まあ、確かに戦争や争い、または治安の悪さそれ等を経験した人達にとって私のこの発言には我儘なんて感情を持つものもいるかもしれない。
だけど、私にとっては幸せとは思えない。
それは人の温もりが感じ取れないからなのか、又は何かが抜けているからなのか。

そもそもの話だ。

人は何かが抜けていれば幸せとは感じない生き物なんだよ

これは私だけの問題なのかもしれないが、一応共感してくれる人もいるかもしれない。
私は周りに「君は幸せ者だな」と言われようとも今ある私が属している環境が「本当に幸せなのか?」なんて考えてしまう。
まあ…私が裏切られてきたから周りに嫉妬しているだけなのかもしれないが。

本当に何故なんだよ。
「いや、あいつ何かしましたか?」って問いかけたくなる奴らに限って幸せと言うものを勝ち取っていやがる。

自分が欲しいものは誰かが必ず持っている

なら、その逆は?
自分の欲しいものは誰かが必ず持っているのか、ならその誰かの欲しいものは自分が持っているのか?
と問いかけたくなってしまう言葉だって存在しているのだから呆れたにも越したことない話だ。
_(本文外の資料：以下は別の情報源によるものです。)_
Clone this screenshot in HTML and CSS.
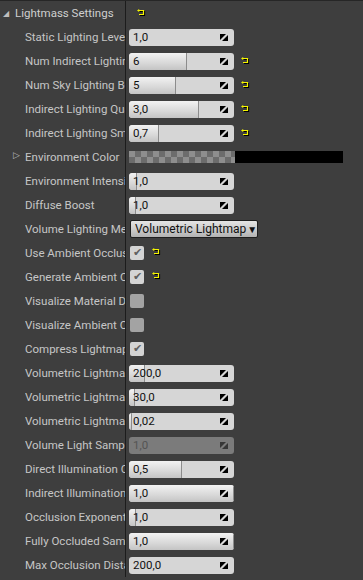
FILE: index.html
```html
<!DOCTYPE html>
<html lang="en">
<head>
  <meta charset="UTF-8">
  <title>Lightmass Settings</title>
  <link rel="stylesheet" href="styles.css">
</head>
<body>
  <svg width="0" height="0" class="defs">
    <defs>
      <symbol id="spin" viewBox="0 0 8 7">
        <path d="M0 0 H6 L0 6 Z" fill="#000"/>
        <path d="M8 7 V1 L2 7 Z" fill="#000"/>
      </symbol>
      <symbol id="reset" viewBox="0 0 9 8">
        <path d="M2.5 2.5 H7.5 V6.5 H3" fill="none" stroke="#000" stroke-width="1.2"/>
        <path d="M1.5 1.5 H6.5 V5.5 H2" fill="none" stroke="#f5f500" stroke-width="1.2"/>
        <path d="M0 1.5 L2.2 0 V3 Z" fill="#f5f500"/>
      </symbol>
    </defs>
  </svg>

  <div class="panel">
    <div class="row header">
      <div class="name"><span class="caret">&#9698;</span><span class="label">Lightmass Settings</span></div>
      <div class="value"><svg class="reset head-reset"><use href="#reset"/></svg></div>
    </div>

    <div class="row">
      <div class="name"><span class="label">Static Lighting Level Scale</span></div>
      <div class="value"><div class="field"><span class="num">1,0</span><svg class="spin"><use href="#spin"/></svg></div></div>
    </div>
    <div class="row">
      <div class="name"><span class="label">Num Indirect Lighting Bounces</span></div>
      <div class="value"><div class="field"><div class="fill" style="width:58px"></div><span class="num">6</span><svg class="spin"><use href="#spin"/></svg></div><svg class="reset"><use href="#reset"/></svg></div>
    </div>
    <div class="row">
      <div class="name"><span class="label">Num Sky Lighting Bounces</span></div>
      <div class="value"><div class="field"><div class="fill" style="width:47px"></div><span class="num">5</span><svg class="spin"><use href="#spin"/></svg></div><svg class="reset"><use href="#reset"/></svg></div>
    </div>
    <div class="row">
      <div class="name"><span class="label">Indirect Lighting Quality</span></div>
      <div class="value"><div class="field"><div class="fill" style="width:70px"></div><span class="num">3,0</span><svg class="spin"><use href="#spin"/></svg></div><svg class="reset"><use href="#reset"/></svg></div>
    </div>
    <div class="row">
      <div class="name"><span class="label">Indirect Lighting Smoothness</span></div>
      <div class="value"><div class="field"><div class="fill" style="width:30px"></div><span class="num">0,7</span><svg class="spin"><use href="#spin"/></svg></div><svg class="reset"><use href="#reset"/></svg></div>
    </div>
    <div class="row">
      <div class="name"><span class="expander">&#9655;</span><span class="label">Environment Color</span></div>
      <div class="value"><div class="color"><div class="checker"></div><div class="swatch"></div></div></div>
    </div>
    <div class="row">
      <div class="name"><span class="label">Environment Intensity</span></div>
      <div class="value"><div class="field"><div class="fill" style="width:8px"></div><span class="num">1,0</span><svg class="spin"><use href="#spin"/></svg></div></div>
    </div>
    <div class="row">
      <div class="name"><span class="label">Diffuse Boost</span></div>
      <div class="value"><div class="field"><div class="fill" style="width:7px"></div><span class="num">1,0</span><svg class="spin"><use href="#spin"/></svg></div></div>
    </div>
    <div class="row">
      <div class="name"><span class="label">Volume Lighting Method</span></div>
      <div class="value"><div class="combo"><span class="combo-text">Volumetric Lightmap</span><span class="arrow">&#9660;</span></div></div>
    </div>
    <div class="row">
      <div class="name"><span class="label">Use Ambient Occlusion</span></div>
      <div class="value"><div class="check on">&#10004;</div><svg class="reset check-reset"><use href="#reset"/></svg></div>
    </div>
    <div class="row">
      <div class="name"><span class="label">Generate Ambient Occlusion Material Mask</span></div>
      <div class="value"><div class="check on">&#10004;</div><svg class="reset check-reset"><use href="#reset"/></svg></div>
    </div>
    <div class="row">
      <div class="name"><span class="label">Visualize Material Diffuse</span></div>
      <div class="value"><div class="check"></div></div>
    </div>
    <div class="row">
      <div class="name"><span class="label">Visualize Ambient Occlusion</span></div>
      <div class="value"><div class="check"></div></div>
    </div>
    <div class="row">
      <div class="name"><span class="label">Compress Lightmaps</span></div>
      <div class="value"><div class="check on">&#10004;</div></div>
    </div>
    <div class="row">
      <div class="name"><span class="label">Volumetric Lightmap Detail Cell Size</span></div>
      <div class="value"><div class="field"><div class="fill" style="width:16px"></div><span class="num">200,0</span><svg class="spin"><use href="#spin"/></svg></div></div>
    </div>
    <div class="row">
      <div class="name"><span class="label">Volumetric Lightmap Maximum Brick Memory Mb</span></div>
      <div class="value"><div class="field"><div class="fill" style="width:6px"></div><span class="num">30,0</span><svg class="spin"><use href="#spin"/></svg></div></div>
    </div>
    <div class="row">
      <div class="name"><span class="label">Volumetric Lightmap Spherical Harmonic Smoothing</span></div>
      <div class="value"><div class="field"><div class="fill" style="width:3px"></div><span class="num">0,02</span><svg class="spin"><use href="#spin"/></svg></div></div>
    </div>
    <div class="row">
      <div class="name"><span class="label">Volume Light Sample Placement Scale</span></div>
      <div class="value"><div class="field disabled"><span class="num">1,0</span><svg class="spin"><use href="#spin"/></svg></div></div>
    </div>
    <div class="row">
      <div class="name"><span class="label">Direct Illumination Occlusion Fraction</span></div>
      <div class="value"><div class="field"><div class="fill" style="width:53px"></div><span class="num">0,5</span><svg class="spin"><use href="#spin"/></svg></div></div>
    </div>
    <div class="row">
      <div class="name"><span class="label">Indirect Illumination Occlusion Fraction</span></div>
      <div class="value"><div class="field"><div class="fill" style="width:105px"></div><span class="num">1,0</span><svg class="spin"><use href="#spin"/></svg></div></div>
    </div>
    <div class="row">
      <div class="name"><span class="label">Occlusion Exponent</span></div>
      <div class="value"><div class="field"><div class="fill" style="width:7px"></div><span class="num">1,0</span><svg class="spin"><use href="#spin"/></svg></div></div>
    </div>
    <div class="row">
      <div class="name"><span class="label">Fully Occluded Samples Fraction</span></div>
      <div class="value"><div class="field"><div class="fill" style="width:105px"></div><span class="num">1,0</span><svg class="spin"><use href="#spin"/></svg></div></div>
    </div>
    <div class="row">
      <div class="name"><span class="label">Max Occlusion Distance</span></div>
      <div class="value"><div class="field"><span class="num">200,0</span><svg class="spin"><use href="#spin"/></svg></div></div>
    </div>
  </div>
</body>
</html>
```

FILE: styles.css
```css
body {
  margin: 0;
  background: #3e3e3e;
  font-family: Roboto, "Noto Sans", sans-serif;
  font-size: 11.5px;
  color: #c6c6c6;
  overflow: hidden;
}
.defs {
  position: absolute;
}
.panel {
  border-top: 1px solid #262626;
}
.row {
  display: flex;
  height: 24px;
}
.name {
  width: 126px;
  flex: none;
  box-sizing: border-box;
  padding-left: 25px;
  display: flex;
  align-items: center;
  border-right: 1px solid #1c1c1c;
}
.label {
  flex: 1;
  min-width: 0;
  white-space: nowrap;
  overflow: hidden;
}
.header .name {
  padding-left: 3px;
  color: #cfcfcf;
}
.caret {
  font-size: 8px;
  color: #bdbdbd;
  width: 12px;
  margin-top: 1px;
}
.expander {
  font-size: 9px;
  color: #bdbdbd;
  margin-left: -12px;
  width: 12px;
  margin-top: -4px;
}
.value {
  flex: 1;
  display: flex;
  align-items: center;
  padding-left: 3px;
}
.field {
  position: relative;
  width: 105px;
  height: 17px;
  border-radius: 3px;
  background: #d6d6d6;
  display: flex;
  align-items: center;
  overflow: hidden;
  color: #111;
}
.fill {
  position: absolute;
  left: 0;
  top: 0;
  bottom: 0;
  border-radius: 3px 0 0 3px;
  background: linear-gradient(#f2f2f2, #dadada 55%, #c4c4c4);
  box-shadow: inset -1px 0 0 #8c8c8c;
}
.num {
  position: relative;
  padding-left: 4px;
  flex: 1;
}
.spin {
  position: relative;
  width: 8px;
  height: 7px;
  margin-right: 6px;
}
.disabled {
  background: #7b7b7b;
  color: #545454;
}
.disabled .spin {
  opacity: 0.55;
}
.reset {
  width: 9px;
  height: 8px;
  margin-left: 7px;
}
.head-reset {
  margin-left: 8px;
  margin-top: -1px;
}
.check-reset {
  margin-left: 8px;
  margin-top: -2px;
}
.color {
  display: flex;
  height: 12px;
  margin-top: -1px;
}
.checker {
  width: 106px;
  background-color: #8e8e8e;
  background-image: conic-gradient(#6c6c6c 25%, transparent 0 50%, #6c6c6c 0 75%, transparent 0);
  background-size: 12px 12px;
}
.swatch {
  width: 108px;
  background: #000;
}
.combo {
  width: 128px;
  height: 18px;
  box-sizing: border-box;
  padding: 0 3px 0 4px;
  border: 1px solid #1e1e1e;
  border-radius: 2px;
  background: linear-gradient(#e4e4e4, #c8c8c8 60%, #b2b2b2);
  color: #111;
  display: flex;
  align-items: center;
  white-space: nowrap;
  margin-left: 1px;
}
.combo-text {
  font-size: 12px;
}
.arrow {
  font-size: 10px;
  margin-left: 1px;
}
.check {
  width: 14px;
  height: 14px;
  margin-left: 1px;
  border-radius: 2px;
  background: #a3a3a3;
  color: #606060;
  font-size: 11px;
  line-height: 14px;
  text-align: center;
}
.check.on {
  background: #d4d4d4;
}
```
なら私がうやましがるその誰かは私の持っている何かを欲しがっているのか?
単なる一般人だぞ。
調子こいた事言ってんじゃねえよ なんて言い返したくなってしまう。

そんな事言っても限がない問題には変わりはないのではあるが…。

本当にこの世界は狂い過ぎているな…。

本当に本当にこの世界は私にとって寂し過ぎるよ…色々と。

独獄と言う牢獄にいる私はこう呟いた。
この世界は自分にとってはあまりにも理不尽過ぎていて、狂い過ぎている。
それにも関わらず日々は塗り替えられていく。
まるで私を置き去りにして、今を楽しんでいるもの達だけを迎える様にだ。

だが、私もいつかはその明日へ生きたい。
この独獄から抜け出し、黎明を眺めてみたい。